# Exercise requirements
Restate the full listing word for word and leave the pictures out.

# Source excerpt
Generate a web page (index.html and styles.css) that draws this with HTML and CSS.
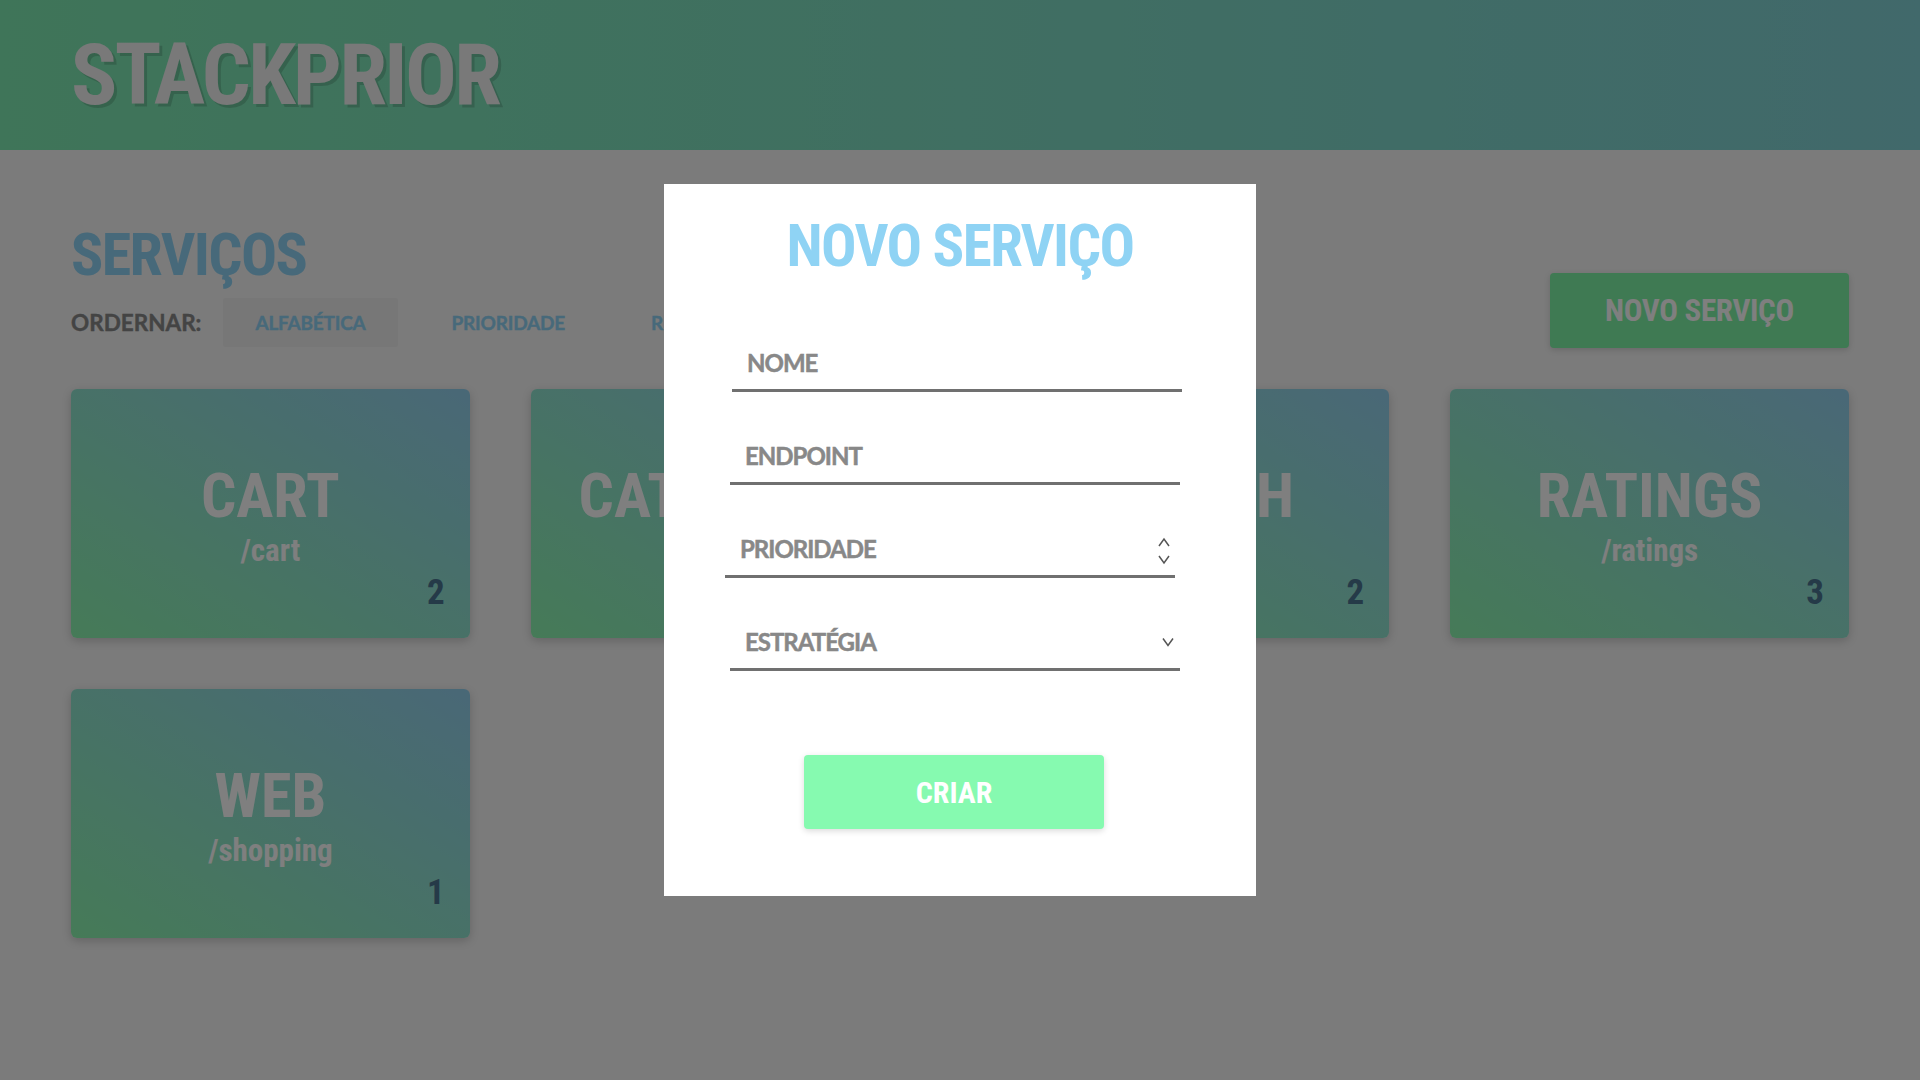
FILE: index.html
```html
<!DOCTYPE html>
<html lang="pt-BR">
<head>
<meta charset="utf-8">
<title>StackPrior</title>
<link rel="stylesheet" href="styles.css">
</head>
<body>
<header class="topbar">
  <h1 class="brand">STACKPRIOR</h1>
</header>
<main class="content">
  <section class="toolbar">
    <div class="toolbar-left">
      <h2 class="section-title">SERVIÇOS</h2>
      <div class="sort">
        <span class="sort-label">ORDERNAR:</span>
        <button class="sort-btn active">ALFABÉTICA</button>
        <button class="sort-btn">PRIORIDADE</button>
        <button class="sort-btn">RECENTES</button>
      </div>
    </div>
    <button class="new-btn">NOVO SERVIÇO</button>
  </section>
  <section class="grid">
    <article class="card"><div class="card-name">CART</div><div class="card-path">/cart</div><div class="card-prio">2</div></article>
    <article class="card"><div class="card-name">CATALOGUE</div><div class="card-path">/catalogue</div><div class="card-prio">1</div></article>
    <article class="card"><div class="card-name">SEARCH</div><div class="card-path">/search</div><div class="card-prio">2</div></article>
    <article class="card"><div class="card-name">RATINGS</div><div class="card-path">/ratings</div><div class="card-prio">3</div></article>
    <article class="card"><div class="card-name">WEB</div><div class="card-path">/shopping</div><div class="card-prio">1</div></article>
  </section>
</main>
<div class="overlay">
  <div class="modal">
    <h2 class="modal-title">NOVO SERVIÇO</h2>
    <div class="field f-nome"><span class="field-text">NOME</span></div>
    <div class="field f-endpoint"><span class="field-text">ENDPOINT</span></div>
    <div class="field f-prio"><span class="field-text">PRIORIDADE</span>
      <svg class="spin" width="12" height="28" viewBox="0 0 12 28"><path d="M1 9 L6 2 L11 9" fill="none" stroke="#555" stroke-width="1.5"/><path d="M1 19 L6 26 L11 19" fill="none" stroke="#555" stroke-width="1.5"/></svg>
    </div>
    <div class="field f-estr"><span class="field-text">ESTRATÉGIA</span>
      <svg class="chev" width="12" height="10" viewBox="0 0 12 10"><path d="M1 1.5 L6 8.5 L11 1.5" fill="none" stroke="#555" stroke-width="1.5"/></svg>
    </div>
    <button class="create-btn">CRIAR</button>
  </div>
</div>
</body>
</html>
```
FILE: styles.css
```css
* { box-sizing: border-box; }
html, body { margin: 0; padding: 0; }
body {
  width: 1920px;
  height: 1080px;
  overflow: hidden;
  background: #f6f6f6;
  font-family: "Roboto Condensed", "Roboto", "Liberation Sans Narrow", sans-serif;
  font-stretch: 75%;
}
.topbar {
  height: 150px;
  padding-left: 71px;
  display: flex;
  align-items: center;
  background: linear-gradient(90deg, #7eeab2 0%, #82d2d6 100%);
}
.brand {
  margin: 0;
  font-size: 86px;
  font-weight: 700;
  color: #f2f2f2;
  letter-spacing: -2.6px;
  text-shadow: 3px 3px 0 rgba(0,0,0,0.15);
  line-height: 1;
}
.content { padding: 0 71px; }
.toolbar {
  display: flex;
  justify-content: space-between;
  align-items: flex-start;
  height: 239px;
}
.toolbar-left { padding-top: 75px; }
.section-title {
  margin: 0;
  font-size: 60px;
  line-height: 1;
  font-weight: 700;
  letter-spacing: -1.6px;
  color: #8fd3f4;
}
.sort {
  display: flex;
  align-items: center;
  margin-top: 13px;
  gap: 22px;
  font-family: "Lato", "Open Sans", sans-serif;
  font-stretch: 100%;
}
.sort-label {
  font-size: 22.5px;
  font-weight: 700;
  color: #888;
  -webkit-text-stroke: 0.4px #888;
}
.sort-btn {
  border: 0;
  background: transparent;
  font-family: inherit;
  font-stretch: 100%;
  font-size: 19px;
  letter-spacing: -0.2px;
  font-weight: 700;
  color: #8fd3f4;
  -webkit-text-stroke: 0.4px #8fd3f4;
  height: 49px;
  padding: 0 32px;
  border-radius: 3px;
}
.sort-btn.active { background: #eeeeee; }
.new-btn {
  margin-top: 123px;
  width: 299px;
  height: 75px;
  border: 0;
  border-radius: 4px;
  background: #7ef4a6;
  color: #fff;
  font-family: inherit;
  font-stretch: 75%;
  font-size: 31px;
  letter-spacing: -0.3px;
  font-weight: 700;
  box-shadow: 0 2px 6px rgba(0,0,0,0.15);
}
.grid {
  display: grid;
  grid-template-columns: repeat(4, 1fr);
  column-gap: 61px;
  row-gap: 51px;
}
.card {
  position: relative;
  height: 249px;
  border-radius: 6px;
  background: linear-gradient(to top right, #8cf6b0, #93d0ee);
  box-shadow: 0 3px 10px rgba(0,0,0,0.18);
  color: #fff;
  text-align: center;
  padding-top: 76px;
}
.card-name {
  font-size: 62px;
  font-weight: 700;
  line-height: 1;
}
.card-path {
  font-size: 31px;
  font-weight: 700;
  line-height: 1;
  margin-top: 8px;
}
.card-prio {
  position: absolute;
  right: 25px;
  bottom: 28px;
  font-size: 35px;
  font-weight: 700;
  line-height: 1;
  color: #4a7490;
}
.overlay {
  position: fixed;
  inset: 0;
  background: rgba(0,0,0,0.5);
  display: flex;
  align-items: center;
  justify-content: center;
}
.modal {
  width: 592px;
  height: 712px;
  background: #fff;
  display: flex;
  flex-direction: column;
  align-items: flex-start;
  padding-top: 32px;
}
.modal-title {
  align-self: center;
  margin: 0;
  font-size: 59px;
  line-height: 1;
  font-weight: 700;
  letter-spacing: -1.6px;
  color: #8fd3f4;
  height: 59px;
}
.field {
  width: 450px;
  height: 93px;
  border-bottom: 3px solid #707070;
  display: flex;
  align-items: flex-end;
  justify-content: space-between;
  padding: 0 6px 14px 15px;
  font-family: "Lato", "Open Sans", sans-serif;
  font-stretch: 100%;
}
.f-nome { margin-left: 68px; height: 93px; margin-top: 24px; }
.f-endpoint { margin-left: 66px; }
.f-prio { margin-left: 61px; padding-right: 5px; }
.f-estr { margin-left: 66px; }
.field-text {
  font-size: 24px;
  font-weight: 700;
  letter-spacing: -1px;
  color: #888;
  -webkit-text-stroke: 0.5px #888;
  line-height: 1;
}
.spin { margin-bottom: -4px; }
.chev { margin-bottom: 7px; }
.create-btn {
  margin-top: 84px;
  margin-left: 140px;
  width: 300px;
  height: 74px;
  border: 0;
  border-radius: 4px;
  background: #86fab0;
  color: #fff;
  font-family: "Roboto Condensed", "Roboto", sans-serif;
  font-stretch: 75%;
  font-size: 30px;
  font-weight: 700;
  box-shadow: 0 2px 6px rgba(0,0,0,0.15);
}
```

# Solution to this exercise
Generate a web page (index.html and styles.css) that draws this with HTML and CSS.
FILE: index.html
```html
<!DOCTYPE html>
<html lang="pt-BR">
<head>
<meta charset="utf-8">
<title>StackPrior</title>
<link rel="stylesheet" href="styles.css">
</head>
<body>
<header class="topbar">
  <h1 class="brand">STACKPRIOR</h1>
</header>
<main class="content">
  <section class="toolbar">
    <div class="toolbar-left">
      <h2 class="section-title">SERVIÇOS</h2>
      <div class="sort">
        <span class="sort-label">ORDERNAR:</span>
        <button class="sort-btn active">ALFABÉTICA</button>
        <button class="sort-btn">PRIORIDADE</button>
        <button class="sort-btn">RECENTES</button>
      </div>
    </div>
    <button class="new-btn">NOVO SERVIÇO</button>
  </section>
  <section class="grid">
    <article class="card"><div class="card-name">CART</div><div class="card-path">/cart</div><div class="card-prio">2</div></article>
    <article class="card"><div class="card-name">CATALOGUE</div><div class="card-path">/catalogue</div><div class="card-prio">1</div></article>
    <article class="card"><div class="card-name">SEARCH</div><div class="card-path">/search</div><div class="card-prio">2</div></article>
    <article class="card"><div class="card-name">RATINGS</div><div class="card-path">/ratings</div><div class="card-prio">3</div></article>
    <article class="card"><div class="card-name">WEB</div><div class="card-path">/shopping</div><div class="card-prio">1</div></article>
  </section>
</main>
<div class="overlay">
  <div class="modal">
    <h2 class="modal-title">NOVO SERVIÇO</h2>
    <div class="field f-nome"><span class="field-text">NOME</span></div>
    <div class="field f-endpoint"><span class="field-text">ENDPOINT</span></div>
    <div class="field f-prio"><span class="field-text">PRIORIDADE</span>
      <svg class="spin" width="12" height="28" viewBox="0 0 12 28"><path d="M1 9 L6 2 L11 9" fill="none" stroke="#555" stroke-width="1.5"/><path d="M1 19 L6 26 L11 19" fill="none" stroke="#555" stroke-width="1.5"/></svg>
    </div>
    <div class="field f-estr"><span class="field-text">ESTRATÉGIA</span>
      <svg class="chev" width="12" height="10" viewBox="0 0 12 10"><path d="M1 1.5 L6 8.5 L11 1.5" fill="none" stroke="#555" stroke-width="1.5"/></svg>
    </div>
    <button class="create-btn">CRIAR</button>
  </div>
</div>
</body>
</html>
```
FILE: styles.css
```css
* { box-sizing: border-box; }
html, body { margin: 0; padding: 0; }
body {
  width: 1920px;
  height: 1080px;
  overflow: hidden;
  background: #f6f6f6;
  font-family: "Roboto Condensed", "Roboto", "Liberation Sans Narrow", sans-serif;
  font-stretch: 75%;
}
.topbar {
  height: 150px;
  padding-left: 71px;
  display: flex;
  align-items: center;
  background: linear-gradient(90deg, #7eeab2 0%, #82d2d6 100%);
}
.brand {
  margin: 0;
  font-size: 86px;
  font-weight: 700;
  color: #f2f2f2;
  letter-spacing: -2.6px;
  text-shadow: 3px 3px 0 rgba(0,0,0,0.15);
  line-height: 1;
}
.content { padding: 0 71px; }
.toolbar {
  display: flex;
  justify-content: space-between;
  align-items: flex-start;
  height: 239px;
}
.toolbar-left { padding-top: 75px; }
.section-title {
  margin: 0;
  font-size: 60px;
  line-height: 1;
  font-weight: 700;
  letter-spacing: -1.6px;
  color: #8fd3f4;
}
.sort {
  display: flex;
  align-items: center;
  margin-top: 13px;
  gap: 22px;
  font-family: "Lato", "Open Sans", sans-serif;
  font-stretch: 100%;
}
.sort-label {
  font-size: 22.5px;
  font-weight: 700;
  color: #888;
  -webkit-text-stroke: 0.4px #888;
}
.sort-btn {
  border: 0;
  background: transparent;
  font-family: inherit;
  font-stretch: 100%;
  font-size: 19px;
  letter-spacing: -0.2px;
  font-weight: 700;
  color: #8fd3f4;
  -webkit-text-stroke: 0.4px #8fd3f4;
  height: 49px;
  padding: 0 32px;
  border-radius: 3px;
}
.sort-btn.active { background: #eeeeee; }
.new-btn {
  margin-top: 123px;
  width: 299px;
  height: 75px;
  border: 0;
  border-radius: 4px;
  background: #7ef4a6;
  color: #fff;
  font-family: inherit;
  font-stretch: 75%;
  font-size: 31px;
  letter-spacing: -0.3px;
  font-weight: 700;
  box-shadow: 0 2px 6px rgba(0,0,0,0.15);
}
.grid {
  display: grid;
  grid-template-columns: repeat(4, 1fr);
  column-gap: 61px;
  row-gap: 51px;
}
.card {
  position: relative;
  height: 249px;
  border-radius: 6px;
  background: linear-gradient(to top right, #8cf6b0, #93d0ee);
  box-shadow: 0 3px 10px rgba(0,0,0,0.18);
  color: #fff;
  text-align: center;
  padding-top: 76px;
}
.card-name {
  font-size: 62px;
  font-weight: 700;
  line-height: 1;
}
.card-path {
  font-size: 31px;
  font-weight: 700;
  line-height: 1;
  margin-top: 8px;
}
.card-prio {
  position: absolute;
  right: 25px;
  bottom: 28px;
  font-size: 35px;
  font-weight: 700;
  line-height: 1;
  color: #4a7490;
}
.overlay {
  position: fixed;
  inset: 0;
  background: rgba(0,0,0,0.5);
  display: flex;
  align-items: center;
  justify-content: center;
}
.modal {
  width: 592px;
  height: 712px;
  background: #fff;
  display: flex;
  flex-direction: column;
  align-items: flex-start;
  padding-top: 32px;
}
.modal-title {
  align-self: center;
  margin: 0;
  font-size: 59px;
  line-height: 1;
  font-weight: 700;
  letter-spacing: -1.6px;
  color: #8fd3f4;
  height: 59px;
}
.field {
  width: 450px;
  height: 93px;
  border-bottom: 3px solid #707070;
  display: flex;
  align-items: flex-end;
  justify-content: space-between;
  padding: 0 6px 14px 15px;
  font-family: "Lato", "Open Sans", sans-serif;
  font-stretch: 100%;
}
.f-nome { margin-left: 68px; height: 93px; margin-top: 24px; }
.f-endpoint { margin-left: 66px; }
.f-prio { margin-left: 61px; padding-right: 5px; }
.f-estr { margin-left: 66px; }
.field-text {
  font-size: 24px;
  font-weight: 700;
  letter-spacing: -1px;
  color: #888;
  -webkit-text-stroke: 0.5px #888;
  line-height: 1;
}
.spin { margin-bottom: -4px; }
.chev { margin-bottom: 7px; }
.create-btn {
  margin-top: 84px;
  margin-left: 140px;
  width: 300px;
  height: 74px;
  border: 0;
  border-radius: 4px;
  background: #86fab0;
  color: #fff;
  font-family: "Roboto Condensed", "Roboto", sans-serif;
  font-stretch: 75%;
  font-size: 30px;
  font-weight: 700;
  box-shadow: 0 2px 6px rgba(0,0,0,0.15);
}
```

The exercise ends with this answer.